For incremental building to work properly, there must be some field in the collection that increases monotonically. This field is used to determine which records come after the spot marked on the last run. By default this field is _id, but it is highly recommended to choose a collection-specific identifier because _id as chosen by the client is not always monotonic.

Basic incremental build:

mgbuild run  pymatgen.db.builders.examples.copy_builder.CopyBuilder \
    source=conf/test1.json target=conf/test2.json crit='{}' \
    -i copy

Copies from source to target. Subsequent runs will only copy records that are newer (according to the field, in this case defaulting to _id) than the last record from the previous run.

Incremental build with parallelism:

mgbuild run  pymatgen.db.builders.examples.copy_builder.CopyBuilder \
    source=conf/test1.json target=conf/test2.json crit='{}' \
    -n 8 -i copy

Parallelism is not different with incremental builds. As before, we simply add -n 8 to the command-line.

Incremental build with custom identifier:

mgbuild run  pymatgen.db.builders.examples.copy_builder.CopyBuilder \
    source=conf/test1.json target=conf/test2.json crit='{}' \
    -i copy:num

This example runs an incremental build with the “copy” operation, using the num field instead of the default _id.

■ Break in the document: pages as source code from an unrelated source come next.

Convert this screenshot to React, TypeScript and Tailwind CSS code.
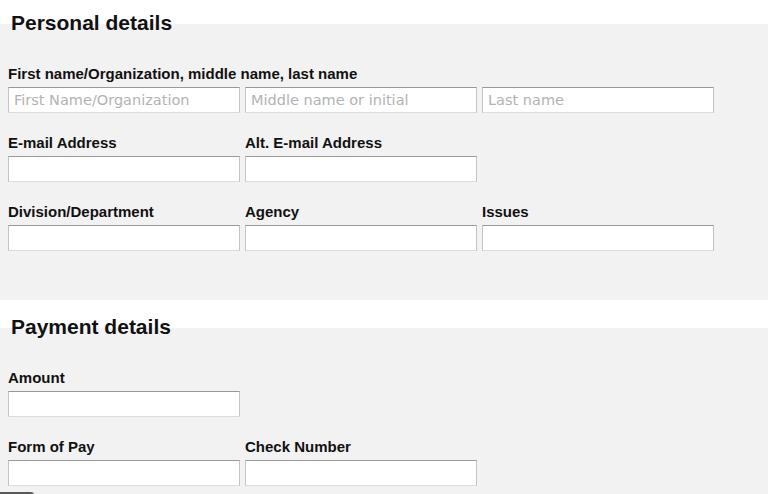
import React from "react";

const inputCls =
  "h-[26px] w-[232px] bg-white border border-[#c4c4c4] border-t-[#999] border-b-[#dcdcdc] px-[5px] text-[14.5px] text-[#333] placeholder:text-[#b3b3b3] outline-none font-['DejaVu_Sans',sans-serif]";
const labelCls = "h-[16px] leading-[16px] text-[15px] font-bold text-[#111] mb-[5px] whitespace-nowrap";

function Field({ label, placeholder }: { label?: string; placeholder?: string }) {
  return (
    <div className="flex flex-col">
      <div className={labelCls}>{label}</div>
      <input className={inputCls} placeholder={placeholder} />
    </div>
  );
}

function Heading({ children }: { children: React.ReactNode }) {
  return (
    <h2 className="-mt-[14px] pl-[11px] h-[26px] leading-[26px] text-[21px] font-bold text-[#111]">
      {children}
    </h2>
  );
}

export default function App() {
  return (
    <div className="w-[768px] h-[494px] overflow-hidden bg-white flex flex-col font-['Liberation_Sans',Arial,sans-serif]">
      <section className="flow-root mt-[24px] h-[276px] shrink-0 bg-[#f2f2f2]">
        <Heading>Personal details</Heading>
        <div className="pl-[8px] pt-[30px] flex flex-col gap-[22px]">
          <div className="flex flex-col">
            <div className={labelCls}>First name/Organization, middle name, last name</div>
            <div className="flex gap-[5px]">
              <input className={inputCls} placeholder="First Name/Organization" />
              <input className={inputCls} placeholder="Middle name or initial" />
              <input className={inputCls} placeholder="Last name" />
            </div>
          </div>
          <div className="flex gap-[5px]">
            <Field label="E-mail Address" />
            <Field label="Alt. E-mail Address" />
          </div>
          <div className="flex gap-[5px]">
            <Field label="Division/Department" />
            <Field label="Agency" />
            <Field label="Issues" />
          </div>
        </div>
      </section>
      <section className="flow-root mt-[28px] flex-1 bg-[#f2f2f2]">
        <Heading>Payment details</Heading>
        <div className="pl-[8px] pt-[30px] flex flex-col gap-[22px]">
          <div className="flex gap-[5px]">
            <Field label="Amount" />
          </div>
          <div className="flex gap-[5px]">
            <Field label="Form of Pay" />
            <Field label="Check Number" />
          </div>
        </div>
        <div className="mt-[6px] h-[20px] w-[34px] rounded-tr-[3px] bg-[#5a5a5a]" />
      </section>
    </div>
  );
}
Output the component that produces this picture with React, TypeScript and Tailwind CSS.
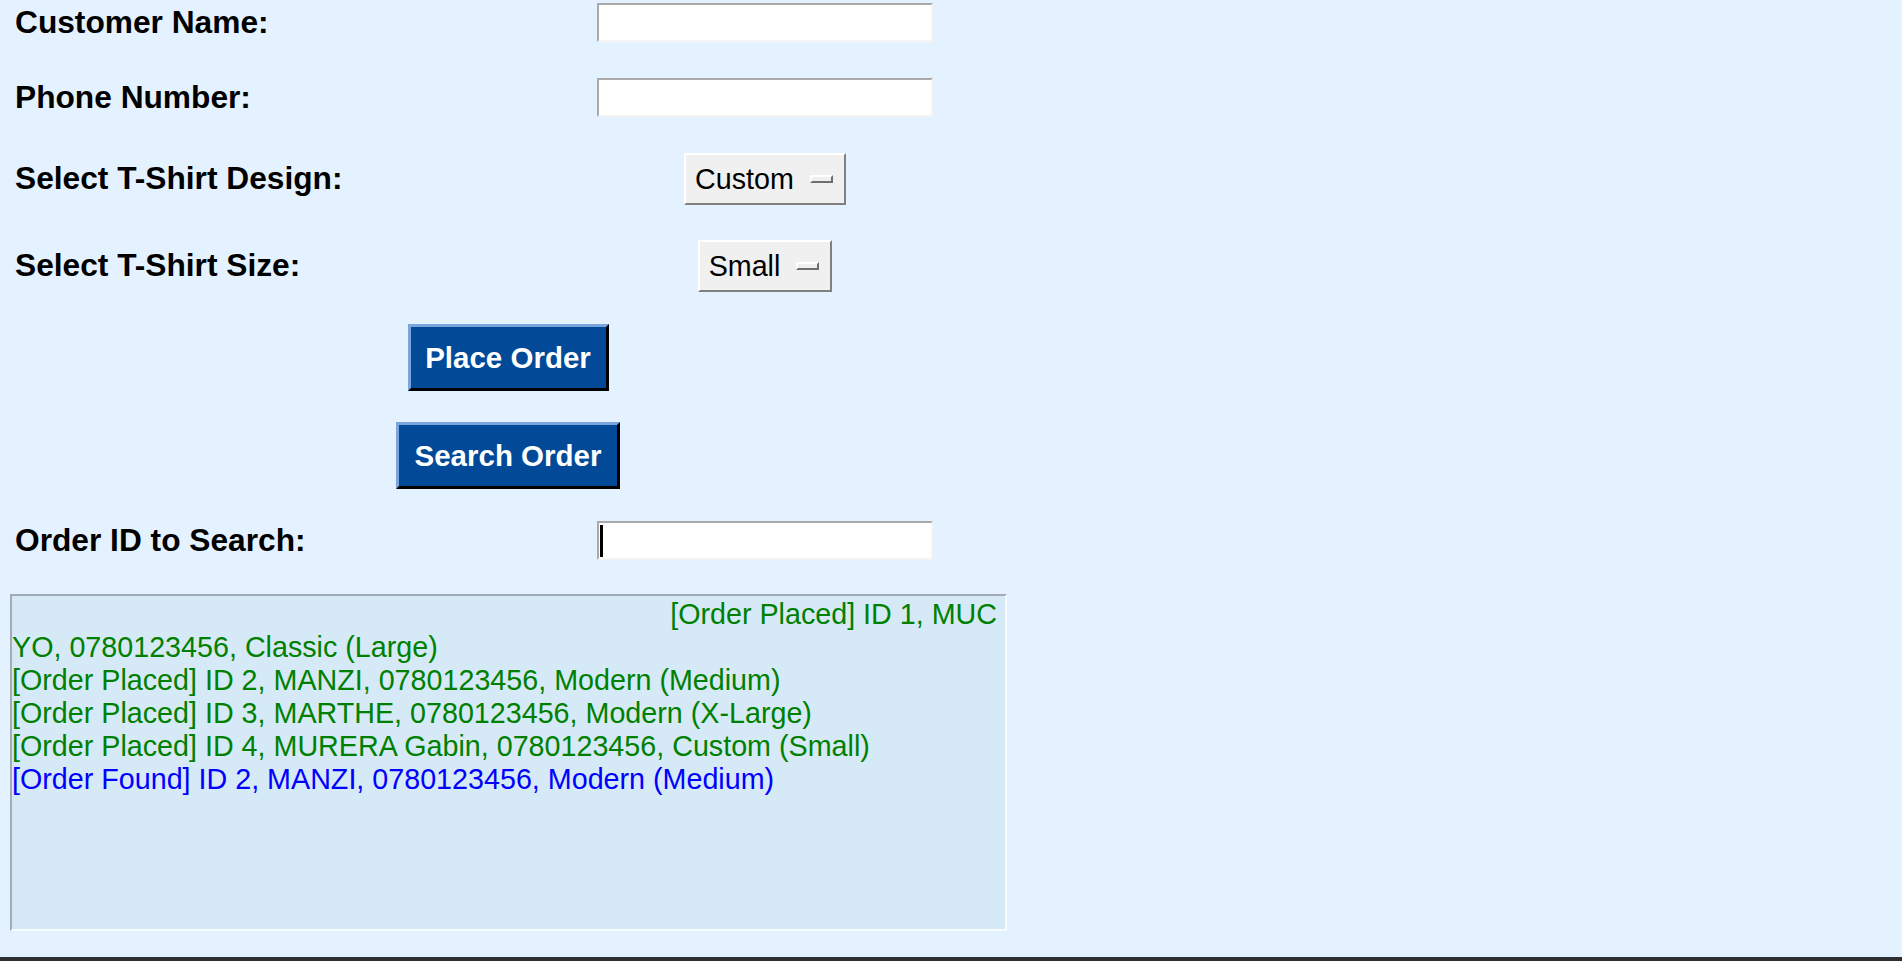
import { useState } from 'react';

const logLines = [
  { text: 'YO, 0780123456, Classic (Large)', color: 'text-[#008000]' },
  { text: '[Order Placed] ID 2, MANZI, 0780123456, Modern (Medium)', color: 'text-[#008000]' },
  { text: '[Order Placed] ID 3, MARTHE, 0780123456, Modern (X-Large)', color: 'text-[#008000]' },
  { text: '[Order Placed] ID 4, MURERA Gabin, 0780123456, Custom (Small)', color: 'text-[#008000]' },
  { text: '[Order Found] ID 2, MANZI, 0780123456, Modern (Medium)', color: 'text-[#0000ff]' },
];

function FieldLabel({ children }: { children: string }) {
  return (
    <div className="w-[597px] pl-[15px] text-[31.7px] font-bold text-black leading-none">
      {children}
    </div>
  );
}

function Entry({ value, onChange, caret }: { value: string; onChange: (v: string) => void; caret?: boolean }) {
  return (
    <div className="relative w-[336px] h-[39px] bg-white border-2 border-t-[#a9a9a9] border-l-[#a9a9a9] border-b-[#f4f4f4] border-r-[#f4f4f4] flex items-center">
      <input
        type="text"
        value={value}
        onChange={(e) => onChange(e.target.value)}
        className="w-full h-full px-[2px] bg-transparent outline-none text-[28.7px] text-black"
      />
      {caret && <span className="absolute left-[1px] top-[2px] w-[3px] h-[32px] bg-black" />}
    </div>
  );
}

function OptionMenu({ value, padLeft }: { value: string; padLeft: string }) {
  return (
    <button
      className={`h-[52px] flex items-center ${padLeft} pr-[11px] bg-[#f0f0f0] border-2 border-t-[#ffffff] border-l-[#ffffff] border-b-[#808080] border-r-[#808080] text-[28.7px] text-black leading-none`}
    >
      <span>{value}</span>
      <span className="ml-[16px] w-[23px] h-[8px] bg-[#f0f0f0] border-2 border-t-[#ffffff] border-l-[#ffffff] border-b-[#6e6e6e] border-r-[#6e6e6e]" />
    </button>
  );
}

function BlueButton({ label, width }: { label: string; width: string }) {
  return (
    <button
      className={`${width} h-[67px] bg-[#024a98] border-[3px] border-t-[#79a5dc] border-l-[#79a5dc] border-b-[#000000] border-r-[#000000] text-white font-bold text-[29.5px] leading-none`}
    >
      {label}
    </button>
  );
}

export default function App() {
  const [name, setName] = useState('');
  const [phone, setPhone] = useState('');
  const [orderId, setOrderId] = useState('');

  return (
    <div className="min-h-screen flex flex-col bg-[#e4f1fe] font-['Liberation_Sans',Arial,sans-serif]">
      <div className="flex-1 flex flex-col">
        <div className="mt-[3px] h-[39px] flex items-center">
          <FieldLabel>Customer Name:</FieldLabel>
          <Entry value={name} onChange={setName} />
        </div>

        <div className="mt-[36px] h-[39px] flex items-center">
          <FieldLabel>Phone Number:</FieldLabel>
          <Entry value={phone} onChange={setPhone} />
        </div>

        <div className="mt-[36px] h-[52px] flex items-center">
          <FieldLabel>Select T-Shirt Design:</FieldLabel>
          <div className="w-[336px] flex justify-center">
            <OptionMenu value="Custom" padLeft="pl-[9px]" />
          </div>
        </div>

        <div className="mt-[35px] h-[52px] flex items-center">
          <FieldLabel>Select T-Shirt Size:</FieldLabel>
          <div className="w-[336px] flex justify-center">
            <OptionMenu value="Small" padLeft="pl-[9px]" />
          </div>
        </div>

        <div className="mt-[32px] w-[1016px] flex justify-center">
          <BlueButton label="Place Order" width="w-[201px]" />
        </div>

        <div className="mt-[31px] w-[1016px] flex justify-center">
          <BlueButton label="Search Order" width="w-[224px]" />
        </div>

        <div className="mt-[32px] h-[39px] flex items-center">
          <FieldLabel>Order ID to Search:</FieldLabel>
          <Entry value={orderId} onChange={setOrderId} caret />
        </div>

        <div className="mt-[34px] ml-[10px] w-[997px] h-[337px] bg-[#d6e9f7] border-2 border-t-[#a3acb6] border-l-[#a3acb6] border-b-[#f6fbff] border-r-[#f6fbff] pt-[2px] pr-[8px] text-[28.7px] leading-[33px]">
          <div className="text-right text-[#008000]">[Order Placed] ID 1, MUC</div>
          {logLines.map((line, i) => (
            <div key={i} className={line.color}>
              {line.text}
            </div>
          ))}
        </div>
      </div>
      <div className="h-[4px] bg-[#2d2f31]" />
    </div>
  );
}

Incremental build skipped for some collections:

mgbuild run  pymatgen.db.builders.examples.copy_builder.CopyBuilder \
    source=conf/test1.json target=-conf/test2.json crit='{}' \
    -i copy:num

This is pretty subtle: notice the “-” inserted after the “=” in target=-conf/test2.json. This has the effect of not adding tracking information for the target collection. In this case, tracking the last record added to the target isn’t useful for the copy, all that matters is knowing where we stopped in the source collection.